STATED GOAL. Repeat exactly the lines running from the first line of the data to the line containing "import clsx from 'clsx';", both ends included, and nothing else; drop the pictures.

SUPPLIED MATERIAL.
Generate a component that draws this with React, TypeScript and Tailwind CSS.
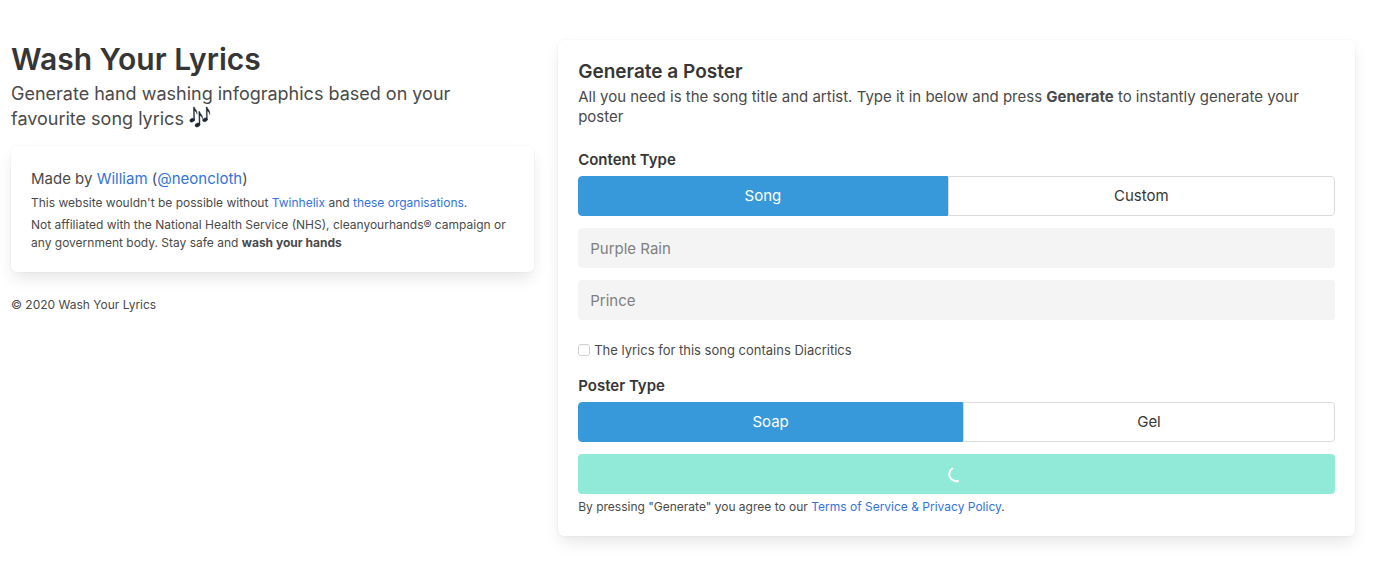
import { useState } from 'react';
import type { ReactNode } from 'react';
import clsx from 'clsx';

function Card({ children }: { children: ReactNode }) {
  return (
    <div className="rounded-md bg-white p-5 shadow-[0_8px_16px_-2px_rgba(10,10,10,0.1),0_0_0_1px_rgba(10,10,10,0.02)]">
      {children}
    </div>
  );
}

function Link({ href, children }: { href: string; children: ReactNode }) {
  return (
    <a href={href} className="text-[#3273dc] hover:text-[#363636]">
      {children}
    </a>
  );
}

function MusicNotes() {
  return (
    <svg viewBox="0 0 22 22" className="inline-block h-[22px] w-[22px] align-[-3px]" role="img" aria-label="Musical notes">
      <g fill="#1c2733" stroke="#1c2733" strokeWidth="0.4">
        <ellipse cx="3.2" cy="14.2" rx="2.5" ry="1.8" transform="rotate(-22 3.2 14.2)" />
        <path d="M4.4 1h.9c.3 2 3.2 3.4 2.8 7.2-.4-1.8-1.4-2.8-2.7-3.4l.2 9.4h-.9z" />
        <ellipse cx="8.5" cy="19" rx="2.6" ry="1.9" transform="rotate(-22 8.5 19)" />
        <path d="M9.8 5.5h.9c.4 2.4 3.4 3.6 2.9 7.4-.4-1.8-1.5-2.8-2.8-3.4l.2 9.5h-.9z" />
        <ellipse cx="16" cy="13.8" rx="2.5" ry="1.8" transform="rotate(-22 16 13.8)" />
        <path d="M17.2 1h.9c.3 2 3.5 3.6 2.7 7.6-.3-2-1.3-3.1-2.6-3.7l.2 8.9h-.9z" />
      </g>
    </svg>
  );
}

interface ToggleProps {
  label: string;
  options: string[];
  value: string;
  onChange: (value: string) => void;
}

function Toggle({ label, options, value, onChange }: ToggleProps) {
  return (
    <div role="group" aria-label={label} className="flex">
      {options.map((option) => (
        <button
          key={option}
          type="button"
          aria-pressed={option === value}
          onClick={() => onChange(option)}
          className={clsx(
            'h-10 grow border px-4 text-[15px] leading-6 first:rounded-l last:rounded-r',
            option === value ? 'border-[#3899da] bg-[#3899da] text-white' : 'border-[#dbdbdb] bg-white text-[#363636]',
          )}
        >
          {option}
        </button>
      ))}
    </div>
  );
}

function TextField({ label, placeholder }: { label: string; placeholder: string }) {
  return (
    <input
      type="text"
      aria-label={label}
      placeholder={placeholder}
      className="h-10 w-full rounded bg-[#f4f4f4] px-3 text-[15px] text-[#363636] placeholder:text-[#808080]"
    />
  );
}

function Intro() {
  return (
    <div className="w-2/5 px-3">
      <h1 className="text-[30px] leading-[38px] font-semibold text-[#363636]">Wash Your Lyrics</h1>
      <p className="mt-[3px] mb-[15px] pr-8 text-[18px] leading-[25px]">
        Generate hand washing infographics based on your favourite song lyrics <MusicNotes />
      </p>
      <Card>
        <p className="text-[15px] leading-[26px]">
          Made by <Link href="#william">William</Link> (<Link href="#neoncloth">@neoncloth</Link>)
        </p>
        <p className="mt-0.5 text-xs leading-[18px]">
          This website wouldn't be possible without <Link href="#twinhelix">Twinhelix</Link> and{' '}
          <Link href="#organisations">these organisations</Link>.
        </p>
        <p className="mt-1 text-xs leading-[18px]">
          Not affiliated with the National Health Service (NHS), cleanyourhands® campaign or any government body. Stay
          safe and <strong>wash your hands</strong>
        </p>
      </Card>
      <p className="mt-6 text-xs leading-[18px]">© 2020 Wash Your Lyrics</p>
    </div>
  );
}

function PosterForm() {
  const [contentType, setContentType] = useState('Song');
  const [posterType, setPosterType] = useState('Soap');

  return (
    <div className="w-3/5 px-3">
      <Card>
        <h2 className="text-[19px] leading-6 font-semibold text-[#363636]">Generate a Poster</h2>
        <p className="mt-[3px] text-[15px] leading-5">
          All you need is the song title and artist. Type it in below and press <strong>Generate</strong> to instantly
          generate your poster
        </p>
        <form onSubmit={(e) => e.preventDefault()}>
          <h3 className="mt-[21px] mb-1 text-[15px] leading-6 font-semibold text-[#363636]">Content Type</h3>
          <Toggle label="Content Type" options={['Song', 'Custom']} value={contentType} onChange={setContentType} />
          <div className="mt-3 flex flex-col gap-3">
            <TextField label="Song title" placeholder="Purple Rain" />
            <TextField label="Artist" placeholder="Prince" />
          </div>
          <label className="mt-5 flex items-center gap-1 text-[13px] leading-5">
            <input
              type="checkbox"
              className="h-3 w-3 appearance-none rounded-[3px] border border-[#cfcfcf] bg-white checked:bg-[#3899da]"
            />
            The lyrics for this song contains Diacritics
          </label>
          <h3 className="mt-[14px] mb-1 text-[15px] leading-6 font-semibold text-[#363636]">Poster Type</h3>
          <Toggle label="Poster Type" options={['Soap', 'Gel']} value={posterType} onChange={setPosterType} />
          <button
            type="submit"
            disabled
            aria-label="Generate"
            className="mt-3 flex h-10 w-full items-center justify-center rounded bg-[#91e9d8]"
          >
            <svg viewBox="0 0 16 16" className="h-4 w-4 overflow-visible" fill="none" stroke="#fff" strokeWidth="2">
              <path d="M3.8 2.1A7 7 0 0 0 9.8 14.7" />
            </svg>
          </button>
        </form>
        <p className="mt-1 text-xs leading-[18px]">
          By pressing "Generate" you agree to our <Link href="#terms">Terms of Service &amp; Privacy Policy</Link>.
        </p>
      </Card>
    </div>
  );
}

export default function App() {
  return (
    <main className="py-10 pr-5 pl-[11px] font-['Inter','Liberation_Sans',sans-serif] text-[#4a4a4a]">
      <div className="-mx-3 flex items-start">
        <Intro />
        <PosterForm />
      </div>
    </main>
  );
}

SOLUTION FOR THIS TASK.
Generate a component that draws this with React, TypeScript and Tailwind CSS.
import { useState } from 'react';
import type { ReactNode } from 'react';
import clsx from 'clsx';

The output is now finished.